You don't know what you don't know
Seriously though, why don't people consult the Bible as a roadmap for complex moral problems? Here we run into the elephant in the room that completely undoes Craig's entire moral ontology: whatever the issues are with Craig's moral ontology (and there are many), he never bothers to establish a coherent moral epistemology. This is a really big deal and it pretty much allows us to toss all of Craig's arguments into the trash bin.
One of my favorite self-quotes is "The only thing worse than a God who doesn't exist is one who might as well not exist." I generally use that in reference to a deistic or pantheistic God -- unless this deity is affecting my life and moral decisions in an unambiguous and meaningful way, such a God is functionally no different from a God that does not exist. The debate over the existence of a deistic God, or some "necessary being" or "uncaused cause", is purely academic -- an exercise in trying to construct logically coherent concepts. Nobody is praying to an amoral deistic consciousness.

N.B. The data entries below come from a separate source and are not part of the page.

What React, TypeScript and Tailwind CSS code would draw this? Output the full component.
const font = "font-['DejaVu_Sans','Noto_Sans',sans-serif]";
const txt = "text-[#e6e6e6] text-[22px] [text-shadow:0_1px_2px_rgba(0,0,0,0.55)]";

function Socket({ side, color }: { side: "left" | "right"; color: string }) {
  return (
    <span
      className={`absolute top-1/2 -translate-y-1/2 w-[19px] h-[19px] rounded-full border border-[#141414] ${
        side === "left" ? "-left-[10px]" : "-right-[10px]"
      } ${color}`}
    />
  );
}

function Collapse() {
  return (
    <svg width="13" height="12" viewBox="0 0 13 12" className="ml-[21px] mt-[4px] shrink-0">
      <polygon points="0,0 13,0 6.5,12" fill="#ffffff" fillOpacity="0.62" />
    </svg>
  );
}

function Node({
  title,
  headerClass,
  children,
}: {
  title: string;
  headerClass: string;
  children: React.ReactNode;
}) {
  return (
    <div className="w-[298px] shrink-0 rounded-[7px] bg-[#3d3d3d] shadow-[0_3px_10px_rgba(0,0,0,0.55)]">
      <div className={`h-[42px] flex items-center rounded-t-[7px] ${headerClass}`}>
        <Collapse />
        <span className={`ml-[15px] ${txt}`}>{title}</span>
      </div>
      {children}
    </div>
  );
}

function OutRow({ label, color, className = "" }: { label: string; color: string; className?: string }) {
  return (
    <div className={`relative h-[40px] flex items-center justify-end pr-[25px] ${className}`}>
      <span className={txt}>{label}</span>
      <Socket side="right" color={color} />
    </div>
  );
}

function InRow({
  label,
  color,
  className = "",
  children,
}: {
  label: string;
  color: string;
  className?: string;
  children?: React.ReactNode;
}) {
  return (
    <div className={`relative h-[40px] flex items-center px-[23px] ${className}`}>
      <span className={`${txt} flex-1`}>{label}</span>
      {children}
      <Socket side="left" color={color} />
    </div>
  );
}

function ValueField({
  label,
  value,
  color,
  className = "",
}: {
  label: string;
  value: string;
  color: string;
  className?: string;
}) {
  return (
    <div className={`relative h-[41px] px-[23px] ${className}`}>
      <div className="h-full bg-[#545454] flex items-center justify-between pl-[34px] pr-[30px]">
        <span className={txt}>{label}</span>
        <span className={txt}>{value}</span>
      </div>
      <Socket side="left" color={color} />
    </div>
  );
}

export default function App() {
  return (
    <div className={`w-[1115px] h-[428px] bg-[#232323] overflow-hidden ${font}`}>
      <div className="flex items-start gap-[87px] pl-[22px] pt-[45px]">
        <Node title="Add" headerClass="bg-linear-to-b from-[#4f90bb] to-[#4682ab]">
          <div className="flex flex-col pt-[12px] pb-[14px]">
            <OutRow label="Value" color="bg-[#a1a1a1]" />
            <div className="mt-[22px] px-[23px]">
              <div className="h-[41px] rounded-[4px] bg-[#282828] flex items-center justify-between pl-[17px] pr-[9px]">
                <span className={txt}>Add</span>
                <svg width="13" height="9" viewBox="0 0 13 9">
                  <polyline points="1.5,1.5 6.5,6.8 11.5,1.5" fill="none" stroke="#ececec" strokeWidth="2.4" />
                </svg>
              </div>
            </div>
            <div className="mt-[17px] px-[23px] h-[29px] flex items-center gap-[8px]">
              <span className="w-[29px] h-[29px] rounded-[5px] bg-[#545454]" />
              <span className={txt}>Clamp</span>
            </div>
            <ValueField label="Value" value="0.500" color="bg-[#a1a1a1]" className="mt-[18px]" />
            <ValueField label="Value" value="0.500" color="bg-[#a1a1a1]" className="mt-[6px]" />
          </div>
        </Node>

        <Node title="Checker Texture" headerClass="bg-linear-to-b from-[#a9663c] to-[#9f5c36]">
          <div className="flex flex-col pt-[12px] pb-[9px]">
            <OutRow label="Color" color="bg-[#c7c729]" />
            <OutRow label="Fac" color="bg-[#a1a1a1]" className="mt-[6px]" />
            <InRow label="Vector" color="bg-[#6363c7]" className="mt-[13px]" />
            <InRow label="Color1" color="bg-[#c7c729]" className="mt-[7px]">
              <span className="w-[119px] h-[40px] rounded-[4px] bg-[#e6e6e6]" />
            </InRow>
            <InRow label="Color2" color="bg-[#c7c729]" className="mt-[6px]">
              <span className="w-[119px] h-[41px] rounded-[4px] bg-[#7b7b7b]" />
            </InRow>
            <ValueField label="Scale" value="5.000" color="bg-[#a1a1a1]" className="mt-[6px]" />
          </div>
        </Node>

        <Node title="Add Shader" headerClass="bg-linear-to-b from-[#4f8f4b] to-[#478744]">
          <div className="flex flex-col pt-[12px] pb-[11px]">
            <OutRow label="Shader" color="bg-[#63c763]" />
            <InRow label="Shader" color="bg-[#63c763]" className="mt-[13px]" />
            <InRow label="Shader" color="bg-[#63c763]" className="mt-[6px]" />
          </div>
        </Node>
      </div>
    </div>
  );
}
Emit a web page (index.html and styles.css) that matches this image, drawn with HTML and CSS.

But that quote is particularly analogous here, because (and I'm going full bold + italics here to drive this one home):
It doesn't matter whether an Objective Moral Law exists unless it can be clearly understood and agreed upon by ordinary people.
Honestly, I feel like this is one of those things that should be so stupidly obvious that it shouldn't even need to be mentioned. What good is an Objective Moral Law for all of humanity unless it can be objectively understood by anyone?
We can say for the sake of discussion that Craig's God is totes real and Moral Law absolutely does exist. How do we know what this moral law actually is? How do we understand it in a way that allows us to apply it to our lives? And most importantly, shouldn't the One Correct Moral Law be.... kind of obviously better than the alternatives? Like, shouldn't it be clear to any rational person what God wants us to do and why it is the most moral thing for us to do?
Well, Bill apparently doesn't think so. In defending the slaughter of the Canaanites, Craig is arguing that God, at any arbitrary point in time, can issue a command that contradicts our moral intuitions. And that in itself is fine, because we should all be able to agree that our "moral intuitions" are fuzzy at best and tend to change over time. Like, safe bet that if Bill was a wealthy white Southern Christian in the 1840s, he'd probably be able to come up with all kinds of scriptural rationales for slavery.
But killing kids? Taking the virgin women as spoils of war? I mean, this is literally what the Taliban is doing TODAY. And we generally, as a society, regard it as Very Bad. But the God of Christianity could presumably issue a command to his holy armies to kill a bunch of kids and take the virgins for raping, and that would be okay! It's okay because God Has Morally Sufficient Reasons even though no one (least of all Bill Craig) has any clue what they are, and us stupid atheists are the ones who have to prove that God doesn't. Checkmate, atheists!
The problem is that if God's commandments can contradict our moral intuitions in a rather fundamental way (we generally regard war crimes against civilians as.... well, war crimes) because reasons, then the only possible conclusions is that we cannot trust our moral intuitions. And if we can't trust our moral intuitions, then we need some sort of authority to tell us what's Right and Wrong. But again, how does that authority communicate said moral guidance to us fallible meat-bag mortals? The Bible? I mean sure, no one ever disagrees over the moral implications of God's Word, right? Everyone agrees the Bible is super clear about everything, especially moral stuff. I mean, as long as you "remember" the Sabbath Day you're off the hook, right?
Maximally what now?
Canaan was being given over to Israel, whom God had now brought out of Egypt. If the Canaanite tribes, seeing the armies of Israel, had simply chosen to flee, no one would have been killed at all. There was no command to pursue and hunt down the Canaanite peoples.
See? If those stupid Canaanites had just peacefully given up their land, homes, and culture in the first place, the guys with swords wouldn't have been forced to kill all those people. The Taliban has said that Sharia Law prohibits girls from being educated, so they were totally forced to blow up that school to uphold God's law. The Taliban soldiers are the real victims, right Bill?
I always kind of chuckle when theologians first go out of the way to explain how awe-inspiringly powerful God is, then immediately start conjuring up explanations for all the things God can't do. Example: I remember arguing to a Christian once that if God is maximally knowing, then free will cannot exist because God knows the outcomes of our lives and we cannot choose differently; it would also mean God has no free will, since he could not choose differently either. The response I got was that God knows all possible futures we could inhabit, but not which one will specifically become real. This despite God being "transcendent" of spacetime, but sure, okay. Less clear of course in that argument is why God wouldn't be maximally-knowing enough to know that one rather pertinent detail; there wasn't any rationale for God's sub-maximal knowing of things, except to preserve the concept of free will in the face of a rather glaring theological contradiction.
Craig is employing similar tactics here. He's so desperate to preserve his moral ontology that he just starts inventing rationales for God commanding his Chosen People to do something most mentally healthy humans find repugnantly immoral. His lack of self-awareness when similar atrocities are in fact very real and happening today, but from a radical sect of Christianity's biggest competition, is as frustrating as it is unsurprising. Bill didn't prove his case, but he certainly proved he could double down on a terrible argument when the possibility of being wrong threatens to send him into existential despair.